Skip the pictures. Reproduce all other material exactly.

- GIVEN DATA:

* START *

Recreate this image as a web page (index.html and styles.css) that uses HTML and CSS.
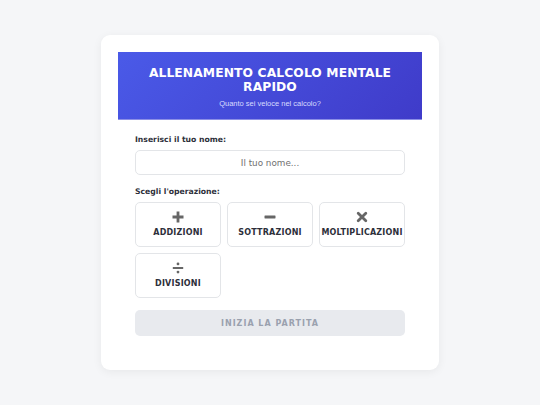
FILE: index.html
```html
<!DOCTYPE html>
<html lang="it">
<head>
<meta charset="utf-8">
<link rel="stylesheet" href="styles.css">
</head>
<body>
<div class="page">
  <div class="card">
    <div class="header">
      <h1 class="title">ALLENAMENTO CALCOLO MENTALE RAPIDO</h1>
      <p class="subtitle">Quanto sei veloce nel calcolo?</p>
    </div>
    <div class="content">
      <label class="label">Inserisci il tuo nome:</label>
      <input class="name-input" type="text" placeholder="Il tuo nome...">
      <div class="label op-label">Scegli l'operazione:</div>
      <div class="ops">
        <button class="op">
          <svg class="icon" viewBox="0 0 12 12"><path d="M4.6 0.5h2.8v4.1h4.1v2.8H7.4v4.1H4.6V7.4H0.5V4.6h4.1z" fill="#666"/></svg>
          <span>ADDIZIONI</span>
        </button>
        <button class="op">
          <svg class="icon" viewBox="0 0 12 12"><rect x="0.5" y="4.6" width="11" height="2.8" rx="0.4" fill="#666"/></svg>
          <span>SOTTRAZIONI</span>
        </button>
        <button class="op">
          <svg class="icon" viewBox="0 0 12 12"><path d="M2.2 2.2L9.8 9.8M9.8 2.2L2.2 9.8" stroke="#666" stroke-width="2.8" stroke-linecap="round"/></svg>
          <span>MOLTIPLICAZIONI</span>
        </button>
        <button class="op">
          <svg class="icon" viewBox="0 0 12 12"><circle cx="6" cy="1.9" r="1.4" fill="#666"/><rect x="0.8" y="5" width="10.4" height="2" fill="#666"/><circle cx="6" cy="10.1" r="1.4" fill="#666"/></svg>
          <span>DIVISIONI</span>
        </button>
      </div>
      <button class="start" disabled>INIZIA LA PARTITA</button>
    </div>
  </div>
</div>
</body>
</html>
```
FILE: styles.css
```css
* { box-sizing: border-box; }
html, body { margin: 0; padding: 0; }
body {
  background: #f5f6f8;
  font-family: "DejaVu Sans", Verdana, sans-serif;
  width: 540px;
  height: 405px;
}
.page {
  display: flex;
  justify-content: center;
  padding-top: 35px;
}
.card {
  width: 338px;
  background: #fff;
  border-radius: 9px;
  box-shadow: 0 2px 10px rgba(0,0,0,0.06);
  padding: 17px 17px 34px;
}
.header {
  background: linear-gradient(135deg, #4a5ae8 0%, #3f3bc9 100%);
  border-bottom: 1px solid #8c8fe6;
  color: #fff;
  text-align: center;
  padding: 14px 10px 11px;
}
.title {
  margin: 0;
  font-size: 12.3px;
  line-height: 14px;
  font-weight: bold;
  letter-spacing: 0.1px;
}
.subtitle {
  margin: 5px 0 0;
  font-family: "Liberation Sans", Arial, sans-serif;
  font-size: 7.5px;
  color: #d8dbff;
}
.content {
  padding: 14px 17px 0;
  display: flex;
  flex-direction: column;
}
.label {
  font-size: 7.7px;
  line-height: 11px;
  font-weight: bold;
  color: #2d2f3a;
  margin-bottom: 5px;
}
.name-input {
  width: 100%;
  height: 25px;
  border: 1px solid #e3e5e8;
  border-radius: 5px;
  text-align: center;
  font-family: "DejaVu Sans", sans-serif;
  font-size: 8.8px;
  color: #333;
  outline: none;
}
.name-input::placeholder { color: #6f6f6f; }
.op-label { margin-top: 11px; }
.ops {
  display: grid;
  grid-template-columns: repeat(3, 86px);
  gap: 6px;
}
.op {
  height: 45px;
  background: #fff;
  border: 1px solid #e3e5e8;
  border-radius: 5px;
  display: flex;
  flex-direction: column;
  align-items: center;
  justify-content: center;
  gap: 5px;
  padding: 0;
  font-family: "DejaVu Sans", sans-serif;
  font-size: 8px;
  line-height: 10px;
  font-weight: bold;
  letter-spacing: 0.2px;
  color: #2d2f3a;
}
.icon { width: 12px; height: 12px; }
.start {
  margin-top: 12px;
  height: 26px;
  border: none;
  border-radius: 5px;
  background: #e8eaee;
  color: #9aa1ae;
  font-family: "DejaVu Sans", sans-serif;
  font-size: 8px;
  font-weight: bold;
  letter-spacing: 1px;
}
```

* END *

- THE OUTPUT:
Recreate this image as a web page (index.html and styles.css) that uses HTML and CSS.
FILE: index.html
```html
<!DOCTYPE html>
<html lang="it">
<head>
<meta charset="utf-8">
<link rel="stylesheet" href="styles.css">
</head>
<body>
<div class="page">
  <div class="card">
    <div class="header">
      <h1 class="title">ALLENAMENTO CALCOLO MENTALE RAPIDO</h1>
      <p class="subtitle">Quanto sei veloce nel calcolo?</p>
    </div>
    <div class="content">
      <label class="label">Inserisci il tuo nome:</label>
      <input class="name-input" type="text" placeholder="Il tuo nome...">
      <div class="label op-label">Scegli l'operazione:</div>
      <div class="ops">
        <button class="op">
          <svg class="icon" viewBox="0 0 12 12"><path d="M4.6 0.5h2.8v4.1h4.1v2.8H7.4v4.1H4.6V7.4H0.5V4.6h4.1z" fill="#666"/></svg>
          <span>ADDIZIONI</span>
        </button>
        <button class="op">
          <svg class="icon" viewBox="0 0 12 12"><rect x="0.5" y="4.6" width="11" height="2.8" rx="0.4" fill="#666"/></svg>
          <span>SOTTRAZIONI</span>
        </button>
        <button class="op">
          <svg class="icon" viewBox="0 0 12 12"><path d="M2.2 2.2L9.8 9.8M9.8 2.2L2.2 9.8" stroke="#666" stroke-width="2.8" stroke-linecap="round"/></svg>
          <span>MOLTIPLICAZIONI</span>
        </button>
        <button class="op">
          <svg class="icon" viewBox="0 0 12 12"><circle cx="6" cy="1.9" r="1.4" fill="#666"/><rect x="0.8" y="5" width="10.4" height="2" fill="#666"/><circle cx="6" cy="10.1" r="1.4" fill="#666"/></svg>
          <span>DIVISIONI</span>
        </button>
      </div>
      <button class="start" disabled>INIZIA LA PARTITA</button>
    </div>
  </div>
</div>
</body>
</html>
```
FILE: styles.css
```css
* { box-sizing: border-box; }
html, body { margin: 0; padding: 0; }
body {
  background: #f5f6f8;
  font-family: "DejaVu Sans", Verdana, sans-serif;
  width: 540px;
  height: 405px;
}
.page {
  display: flex;
  justify-content: center;
  padding-top: 35px;
}
.card {
  width: 338px;
  background: #fff;
  border-radius: 9px;
  box-shadow: 0 2px 10px rgba(0,0,0,0.06);
  padding: 17px 17px 34px;
}
.header {
  background: linear-gradient(135deg, #4a5ae8 0%, #3f3bc9 100%);
  border-bottom: 1px solid #8c8fe6;
  color: #fff;
  text-align: center;
  padding: 14px 10px 11px;
}
.title {
  margin: 0;
  font-size: 12.3px;
  line-height: 14px;
  font-weight: bold;
  letter-spacing: 0.1px;
}
.subtitle {
  margin: 5px 0 0;
  font-family: "Liberation Sans", Arial, sans-serif;
  font-size: 7.5px;
  color: #d8dbff;
}
.content {
  padding: 14px 17px 0;
  display: flex;
  flex-direction: column;
}
.label {
  font-size: 7.7px;
  line-height: 11px;
  font-weight: bold;
  color: #2d2f3a;
  margin-bottom: 5px;
}
.name-input {
  width: 100%;
  height: 25px;
  border: 1px solid #e3e5e8;
  border-radius: 5px;
  text-align: center;
  font-family: "DejaVu Sans", sans-serif;
  font-size: 8.8px;
  color: #333;
  outline: none;
}
.name-input::placeholder { color: #6f6f6f; }
.op-label { margin-top: 11px; }
.ops {
  display: grid;
  grid-template-columns: repeat(3, 86px);
  gap: 6px;
}
.op {
  height: 45px;
  background: #fff;
  border: 1px solid #e3e5e8;
  border-radius: 5px;
  display: flex;
  flex-direction: column;
  align-items: center;
  justify-content: center;
  gap: 5px;
  padding: 0;
  font-family: "DejaVu Sans", sans-serif;
  font-size: 8px;
  line-height: 10px;
  font-weight: bold;
  letter-spacing: 0.2px;
  color: #2d2f3a;
}
.icon { width: 12px; height: 12px; }
.start {
  margin-top: 12px;
  height: 26px;
  border: none;
  border-radius: 5px;
  background: #e8eaee;
  color: #9aa1ae;
  font-family: "DejaVu Sans", sans-serif;
  font-size: 8px;
  font-weight: bold;
  letter-spacing: 1px;
}
```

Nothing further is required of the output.